+++ INPUT +++

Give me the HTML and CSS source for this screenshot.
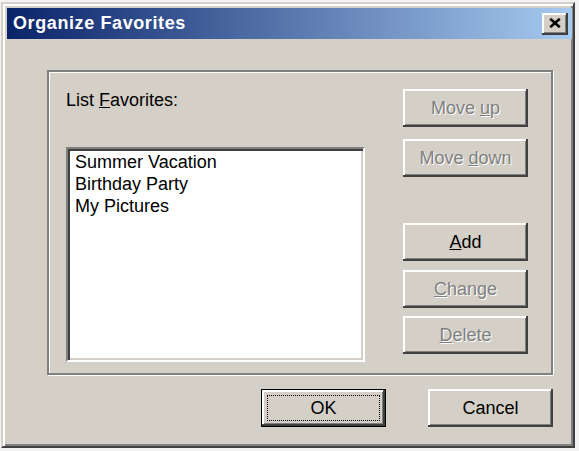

+++
+++ INPUT +++

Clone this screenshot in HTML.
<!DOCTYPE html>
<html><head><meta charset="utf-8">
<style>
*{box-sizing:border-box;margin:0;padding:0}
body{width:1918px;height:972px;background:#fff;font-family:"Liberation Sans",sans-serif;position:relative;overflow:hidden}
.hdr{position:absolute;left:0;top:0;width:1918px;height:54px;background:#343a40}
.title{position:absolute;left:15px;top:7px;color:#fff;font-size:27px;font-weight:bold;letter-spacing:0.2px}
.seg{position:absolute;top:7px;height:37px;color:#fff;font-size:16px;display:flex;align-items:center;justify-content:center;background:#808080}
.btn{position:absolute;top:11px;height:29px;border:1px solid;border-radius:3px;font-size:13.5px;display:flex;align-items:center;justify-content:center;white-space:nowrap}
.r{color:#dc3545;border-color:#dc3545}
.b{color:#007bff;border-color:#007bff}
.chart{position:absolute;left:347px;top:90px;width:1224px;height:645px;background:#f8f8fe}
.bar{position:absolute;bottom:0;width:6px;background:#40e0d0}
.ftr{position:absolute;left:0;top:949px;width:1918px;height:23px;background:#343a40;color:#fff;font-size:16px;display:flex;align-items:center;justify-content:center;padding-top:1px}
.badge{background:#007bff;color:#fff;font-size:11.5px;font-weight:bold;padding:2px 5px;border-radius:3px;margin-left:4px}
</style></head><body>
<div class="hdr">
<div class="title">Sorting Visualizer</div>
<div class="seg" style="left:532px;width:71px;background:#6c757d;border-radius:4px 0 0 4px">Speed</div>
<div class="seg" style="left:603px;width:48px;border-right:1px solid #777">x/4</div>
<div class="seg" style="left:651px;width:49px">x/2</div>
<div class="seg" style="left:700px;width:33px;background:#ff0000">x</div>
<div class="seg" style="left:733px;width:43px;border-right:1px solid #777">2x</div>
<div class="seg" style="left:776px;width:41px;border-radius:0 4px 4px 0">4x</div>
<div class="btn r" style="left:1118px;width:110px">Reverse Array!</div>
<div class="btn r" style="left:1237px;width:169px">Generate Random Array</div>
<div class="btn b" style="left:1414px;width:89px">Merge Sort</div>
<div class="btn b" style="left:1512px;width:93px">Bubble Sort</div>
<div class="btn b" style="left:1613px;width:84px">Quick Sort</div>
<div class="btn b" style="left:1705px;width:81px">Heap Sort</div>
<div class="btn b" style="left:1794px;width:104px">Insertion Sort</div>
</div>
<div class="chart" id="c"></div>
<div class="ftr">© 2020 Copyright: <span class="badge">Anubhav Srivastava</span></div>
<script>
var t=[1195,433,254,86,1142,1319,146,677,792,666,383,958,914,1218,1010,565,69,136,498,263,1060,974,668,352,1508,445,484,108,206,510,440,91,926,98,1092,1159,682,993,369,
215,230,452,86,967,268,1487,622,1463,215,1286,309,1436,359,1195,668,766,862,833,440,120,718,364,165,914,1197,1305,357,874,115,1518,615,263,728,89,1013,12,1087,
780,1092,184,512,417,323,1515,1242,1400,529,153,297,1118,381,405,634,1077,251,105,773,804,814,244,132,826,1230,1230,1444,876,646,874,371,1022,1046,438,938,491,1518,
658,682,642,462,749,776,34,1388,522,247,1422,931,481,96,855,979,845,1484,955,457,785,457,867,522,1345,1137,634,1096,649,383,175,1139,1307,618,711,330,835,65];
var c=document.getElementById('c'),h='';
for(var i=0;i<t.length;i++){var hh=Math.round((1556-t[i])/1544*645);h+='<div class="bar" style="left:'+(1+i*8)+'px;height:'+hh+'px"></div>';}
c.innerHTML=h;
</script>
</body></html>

+++

From the data above, copy each line that has the string "screenshot".

## EXERCISE OUTPUT
Give me the HTML and CSS source for this screenshot.
Clone this screenshot in HTML.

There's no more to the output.